07/08/00: Today is Amber’s birthday. She would have been 9 years old if she didn’t die. Anyway, I actually have been talking to Sam a lot lately. Today I spoke to him and we had our first little “fight”. I was pretty upset, so I went swimming and tried to not think about it. When I got inside, I checked my email. I REALLY didn’t expect anything (especially from him), but he did send me a little message apologizing for everything. I felt sooo much better. I really thought I might never talk to him again. To tell you the truth, Sam is this punk kid who skateboards and goes to band “practise” every day, but he really opens up to me sometimes, and that’s what attracts me to him the most. He said he feels like no one cares about him. He told me he drinks sometimes when he goes to parties and that it eases the pain of life for a little while. I told him not to do that, because then I would have to worry about him. He said I shouldn’t worry because no one else gives a rat’s ass about him. He said one time he got drunk and had to go to the hospital. His parents never even called to see if he was okay. They were just worried about keeping their reputation intact. After he said that, I was speechless. I had no clue what to do or say next. He said the reason he does stupid stuff (like the time he jumped off a two-story building and broke his wrist) is because he thinks no one cares about him, so he has nothing to lose. Well I really care about him, so hopefully he’ll realize that and shape up.
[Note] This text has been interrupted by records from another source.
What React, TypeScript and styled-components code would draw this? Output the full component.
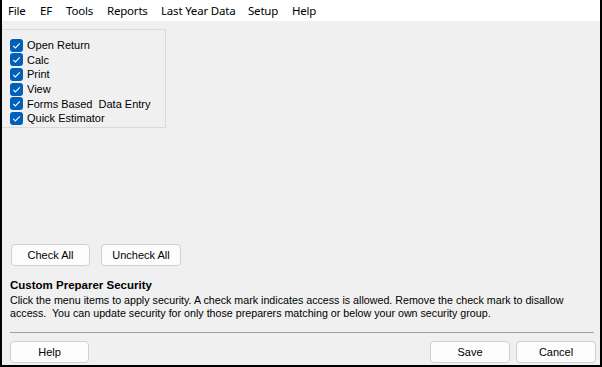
import styled, { createGlobalStyle } from "styled-components"

const GlobalStyle = createGlobalStyle`
  html, body {
    margin: 0;
    padding: 0;
    background: #f0f0f0;
  }
  #root {
    height: 367px;
  }
`

const Window = styled.div`
  box-sizing: border-box;
  width: 602px;
  height: 367px;
  display: flex;
  flex-direction: column;
  background: #f0f0f0;
  border-left: 2px solid #000;
  border-right: 2px solid #000;
  border-bottom: 2px solid #000;
  font-family: "Liberation Sans", Arial, sans-serif;
  font-size: 11px;
  color: #000;
`

const MenuBar = styled.div`
  height: 21px;
  display: flex;
  align-items: center;
  background: #fff;
  padding-left: 6px;
  font-family: "Noto Sans", "Liberation Sans", sans-serif;
  font-size: 11.5px;
  letter-spacing: -0.2px;
`

const MenuItem = styled.span<{ $w: number }>`
  width: ${(p) => p.$w}px;
  white-space: nowrap;
`

const Panel = styled.div`
  box-sizing: border-box;
  margin-top: 8px;
  width: 164px;
  height: 99px;
  border: 1px solid #dadada;
  border-left: none;
  padding: 8px 0 0 8px;
  display: flex;
  flex-direction: column;
`

const Row = styled.label`
  height: 14.6px;
  display: flex;
  align-items: center;
  gap: 4px;
  white-space: pre;
`

const Box = styled.svg`
  width: 13px;
  height: 13px;
  flex: none;
`

const Spacer = styled.div`
  flex: 1;
`

const ButtonRow = styled.div`
  display: flex;
  gap: 11px;
  padding-left: 9px;
`

const Button = styled.button<{ $w?: number }>`
  box-sizing: border-box;
  width: ${(p) => p.$w ?? 79}px;
  height: 22px;
  padding: 0;
  background: #fdfdfd;
  border: 1px solid #d0d0d0;
  border-radius: 4px;
  font-family: "Liberation Sans", Arial, sans-serif;
  font-size: 11px;
  color: #000;
`

const Info = styled.div`
  padding: 12px 8px 0 8px;
`

const Title = styled.div`
  font-weight: bold;
  font-size: 11.5px;
  line-height: 14px;
`

const Para = styled.p`
  margin: 2px 0 0;
  width: 570px;
  font-size: 10.7px;
  line-height: 13px;
`

const Divider = styled.hr`
  margin: 12px 6px 0 8px;
  border: none;
  border-top: 1px solid #a0a0a0;
`

const Footer = styled.div`
  display: flex;
  gap: 6px;
  padding: 8px 4px 2px 8px;
`

const Gap = styled.div`
  flex: 1;
`

function Check() {
  return (
    <Box viewBox="0 0 13 13">
      <rect x="0" y="0" width="13" height="13" rx="3" fill="#005fb8" />
      <path d="M3.2 6.8 L5.4 9 L9.8 4.4" fill="none" stroke="#fff" strokeWidth="1.1" />
    </Box>
  )
}

const menus: [string, number][] = [
  ["File", 32],
  ["EF", 26],
  ["Tools", 41],
  ["Reports", 54],
  ["Last Year Data", 87],
  ["Setup", 44],
  ["Help", 30],
]

const items = ["Open Return", "Calc", "Print", "View", "Forms Based  Data Entry", "Quick Estimator"]

export default function App() {
  return (
    <>
      <GlobalStyle />
      <Window>
        <MenuBar>
          {menus.map(([m, w]) => (
            <MenuItem key={m} $w={w}>
              {m}
            </MenuItem>
          ))}
        </MenuBar>
        <Panel>
          {items.map((it) => (
            <Row key={it}>
              <Check />
              {it}
            </Row>
          ))}
        </Panel>
        <Spacer />
        <ButtonRow>
          <Button>Check All</Button>
          <Button $w={80}>Uncheck All</Button>
        </ButtonRow>
        <Info>
          <Title>Custom Preparer Security</Title>
          <Para>
            Click the menu items to apply security. A check mark indicates access is allowed. Remove the check mark to
            disallow access.&nbsp; You can update security for only those preparers matching or below your own security
            group.
          </Para>
        </Info>
        <Divider />
        <Footer>
          <Button>Help</Button>
          <Gap />
          <Button $w={80}>Save</Button>
          <Button $w={80}>Cancel</Button>
        </Footer>
      </Window>
    </>
  )
}
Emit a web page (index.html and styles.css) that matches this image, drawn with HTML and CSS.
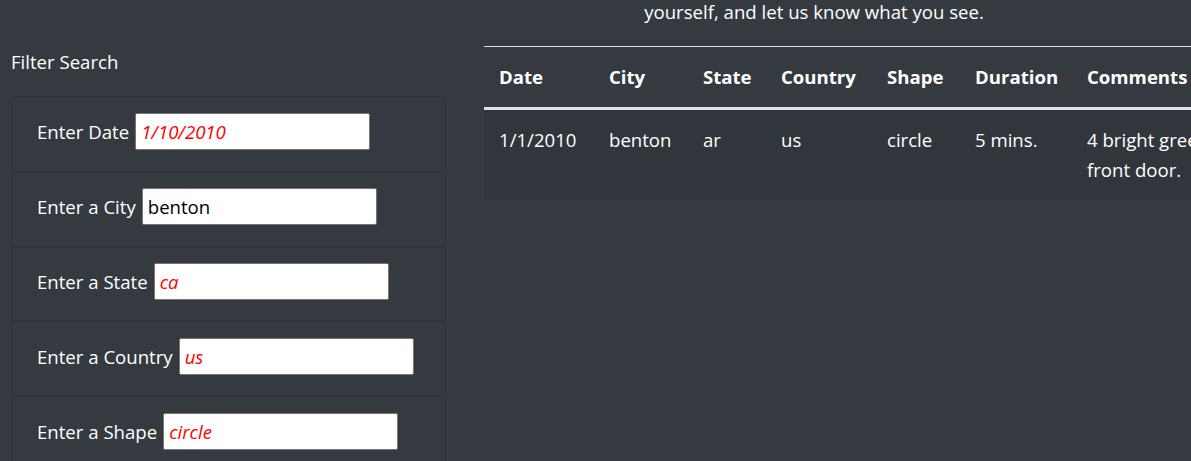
FILE: index.html
```html
<!DOCTYPE html>
<html lang="en">
<head>
<meta charset="utf-8">
<title>UFO Sightings</title>
<link rel="stylesheet" href="styles.css">
</head>
<body>
<div class="page">
  <aside class="sidebar">
    <h2 class="filter-title">Filter Search</h2>
    <ul class="filters">
      <li class="filter-item"><label class="filter-label" for="date">Enter Date</label><input class="filter-input" id="date" type="text" placeholder="1/10/2010"></li>
      <li class="filter-item"><label class="filter-label" for="city">Enter a City</label><input class="filter-input" id="city" type="text" value="benton"></li>
      <li class="filter-item"><label class="filter-label" for="state">Enter a State</label><input class="filter-input" id="state" type="text" placeholder="ca"></li>
      <li class="filter-item"><label class="filter-label" for="country">Enter a Country</label><input class="filter-input" id="country" type="text" placeholder="us"></li>
      <li class="filter-item"><label class="filter-label" for="shape">Enter a Shape</label><input class="filter-input" id="shape" type="text" placeholder="circle"></li>
    </ul>
  </aside>
  <main class="content">
    <p class="intro">yourself, and let us know what you see.</p>
    <table class="ufo-table">
      <thead>
        <tr>
          <th class="col-date">Date</th>
          <th class="col-city">City</th>
          <th class="col-state">State</th>
          <th class="col-country">Country</th>
          <th class="col-shape">Shape</th>
          <th class="col-duration">Duration</th>
          <th class="col-comments">Comments</th>
        </tr>
      </thead>
      <tbody>
        <tr>
          <td>1/1/2010</td>
          <td>benton</td>
          <td>ar</td>
          <td>us</td>
          <td>circle</td>
          <td>5 mins.</td>
          <td class="comment">4 bright green circles high in the sky going in circles then one of the four lights went in the direction of my<br>front door.</td>
        </tr>
      </tbody>
    </table>
  </main>
</div>
</body>
</html>
```

FILE: styles.css
```css
html {
  overflow: hidden;
}

body {
  margin: 0;
  background: #343a40;
  color: #ffffff;
  font-family: "Open Sans", "Noto Sans", sans-serif;
  font-size: 18.6px;
  line-height: 28.8px;
}

.page {
  display: grid;
  grid-template-columns: 434px 660px;
  column-gap: 38px;
  padding-left: 12px;
  align-items: start;
}

.filter-title {
  margin: 48px 0 19.6px -1px;
  font-size: 18.6px;
  font-weight: 400;
  line-height: 28.8px;
}

.filters {
  list-style: none;
  margin: 0;
  padding: 0;
  border: 1px solid #2d3237;
  border-radius: 5px;
}

.filter-item {
  display: flex;
  align-items: center;
  height: 75px;
  box-sizing: border-box;
  padding: 16px 24px 0;
  align-items: flex-start;
  border-bottom: 1px solid #2d3237;
}

.filter-item:last-child {
  border-bottom: none;
}

.filter-label {
  white-space: nowrap;
  line-height: 37px;
}

.filter-input {
  margin-left: 6px;
  width: 235px;
  height: 37px;
  box-sizing: border-box;
  border: 1px solid #767676;
  border-radius: 2px;
  padding: 0 5px;
  background: #ffffff;
  color: #000000;
  font-family: "Open Sans", "Noto Sans", sans-serif;
  font-size: 18.6px;
}

.filter-input::placeholder {
  color: #ff0000;
  font-style: italic;
  opacity: 1;
}

.content {
  min-width: 0;
}

.intro {
  margin: -2px 0 19px;
  text-align: center;
}

.ufo-table {
  border-collapse: collapse;
  table-layout: fixed;
  width: 1100px;
}

.ufo-table th,
.ufo-table td {
  padding: 15px;
  line-height: 30px;
  text-align: left;
  vertical-align: top;
}

.ufo-table th {
  font-weight: 700;
  border-top: 1px solid #dee2e6;
  border-bottom: 3px solid #dee2e6;
  white-space: nowrap;
}

.ufo-table tbody tr {
  background: #31363c;
}

.comment {
  white-space: nowrap;
}

.col-date { width: 80px; }
.col-city { width: 64px; }
.col-state { width: 48px; }
.col-country { width: 76px; }
.col-shape { width: 58px; }
.col-duration { width: 82px; }
.col-comments { width: 482px; }
```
It seems like he really needs a person like me in his life who truly does care about him. He said it’s like a miracle that I like him because in his life he never has such good luck, so he always thinks something is up and I’m lying when I say I like him. Well, enough talk about him! I’ll go on forever if I don’t stop myself. My sister, mom, and I went to VOP’s (a really nice restaurant) for dinner, and then we went to a park to take pictures. A radio in the distance was playing Scar Tissue by RHCP. For some reason, it was just a really nice and memorable evening. Sometimes when I’m out in public I secretly hope that I’ll magically run into Sam somehow, even though I know that’s not possible since he lives in the UK. I better go to bed now…gosh, I really am head over heels for Sam! This is the first time in awhile I’ve felt like someone actually cares about me. It’s a great feeling.
07/10/00: Well now Sam and I talk twice a day. I can’t believe it, but I really do love him. So today we chatted, and then Cara came over. She had just gotten her braces off. She looks sooo much older! It’s weird. We watched a movie and then did some stuff on the computer. We had a lot of fun! Cara definitely is my best friend. Right now it’s 11:21 p.m. and I’m listening to the radio and thinking about Sam. I was actually crying just thinking about how hard it’s gonna be to say goodbye. When school and band camp and everything starts, there will be absolutely no time at all. Since there is a six hour time difference, when I get home from school it will be like 10:00 p.m. his time. I’ll have “loads” of homework to do, and it just won’t work out. Tomorrow I’m going to tell Sam that maybe we should just end things now to make it easier. I don’t want to get too attached and get to know him really well because that will make things more difficult. But then again I love him and want to talk to him 24/7, so I don’t know. Tomorrow I’ll ask him what he thinks of this whole mess we got ourselves into. Well, goodnight (yeah, like I’ll really be able to sleep)!
Commentary: I almost choked on my coffee when I read that very first sentence. I thought I had grown out of my non sequitur phase, but apparently not. Today’s photo is one that was taken at the park I mentioned going to with my mom and sister. It definitely doesn’t seem like that was 15 years ago!